On a vu ce qui s’est produit quelques heures plus tard. Kalyanee Jugoo, la secrétaire générale sortante ou sortie du Parti Travailliste, a démissionné pour venir dire qu’elle avait découvert que Pravind Jugnauth était moins injurié que d’autres, alors que le Premier ministre et leader du MSM a, lui-même, déploré qu’on utilise le vulgaire « BLD » à son encontre.
La démissionnaire, qui apparemment n’est douée ni pour les mathématiques ni pour l’histoire, nous a livré une de ses récentes découvertes pour ne pas dire trouvailles insolites : que le pays a eu le plus jeune Premier ministre en la personne de Pravind Jugnauth. Vraiment ?
Non, c’est Navin Ramgoolam qui est devenu, à 48 ans, le plus jeune chef de gouvernement de l’île Maurice en décembre 1995, suivi de son prédécesseur SAJ qui a accédé à ce poste à 52 ans en 1982, tandis que Paul Bérenger est devenu Premier ministre à 58 ans et SSR à 68 ans. Pravind Jugnauth, lui, venait d’avoir 55 ans lorsque son père l’a installé dans le fauteuil ministériel. Il vaut mieux bien réviser les notes dictées par les émissaires du MSM avant de venir avec des déclarations risibles et ridicules.
Hier, rebelote pour ce qui est de la confusion entre devoir de ministre et tentation politicienne. Soodesh Callyhurn, le ministre du Commerce et de l’Industrie, avait des annonces d’intérêt public à faire sur les produits de première nécessité. Il a annoncé l’arrivée du lait Smatch.
Tant mieux, si cela va soulager un peu le porte-monnaie déjà bien défoncé du consommateur, mais on espère quand même que ce ne sera pas une nouvelle saga, comme celle de l’huile du même nom dont la cargaison a mystérieusement disparu entre l’Inde et le Sri Lanka. Et que nombre de consommateurs n’ont pas vu la moindre trace dans tous les commerces où ils se sont rendus.
Mais fallait-il accompagner cette annonce qui se voulait sérieuse et rassurante pour la population d’un énième argumentaire partisan venant toujours du même ministre de la Culture qui a dévoilé une nouvelle bande-annonce d’éventuelles nouvelles défections dans les rangs du PTr.
Gageons que ces « achetés » vont très vite se manifester après la réunion de l’exécutif des rouges demain et que, très frustrés, certains vont vomir sur leur ancien parti et chanter les louanges de ceux qui les ont appâté et hameçonné.

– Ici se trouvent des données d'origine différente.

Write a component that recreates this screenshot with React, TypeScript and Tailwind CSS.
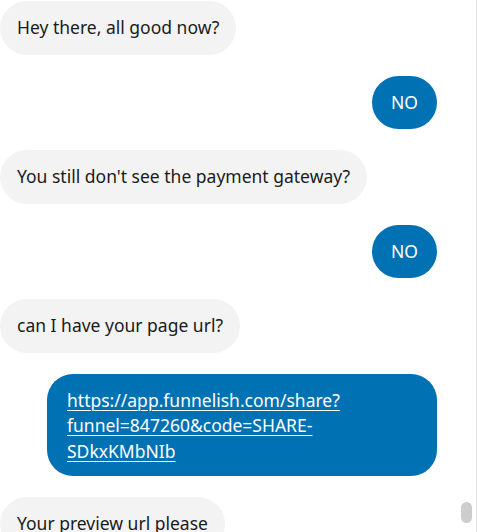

Le même scénario ayant été appliqué au MMM et au PMSD.
Avinash Teeluck, qui a eu la grosse tête parce que des « cultureux » intéressés avaient déjà vu en lui le Jack Lang mauricien, a remplacé Bobby Hureeram, Kalpana Koonjoo-Shah, Deepak Balgobin et Maneesh Gobin. Avant que ces derniers ne soient contraints de faire profil bas et de se faire oublier.
On comprend parfaitement ceux qui refusent de se livrer à ce genre d’exercice parce que la réaction du public peut s’avérer souvent impitoyable. On en connait de ces « porte-parole » qui ont été pris dans un engrenage infernal comme, en son temps, Étienne Sinatambou avec son eau et ses biscuits distribués comme des « goodies » exceptionnels dans les centres de refuge, et de Ravi Rutnah et ses propos sexistes et son arithmétique approximative. Leur sort : devenir inéligibles à une prochaine investiture, la machine à broyer et à recycler du Sun Trust fonctionnant toujours à plein régime.
S’ils veulent vraiment mélanger travail ministériel et agenda politique et brasser large pour évoquer tous les sujets d’actualité, ils auraient pu nous parler de Kenny Dhunoo et de ses actes tout aussi indélicats, ici comme ailleurs. Ça aussi, ça mérite des commentaires, les actes publics ou portés à l’attention de la population requérant des explications.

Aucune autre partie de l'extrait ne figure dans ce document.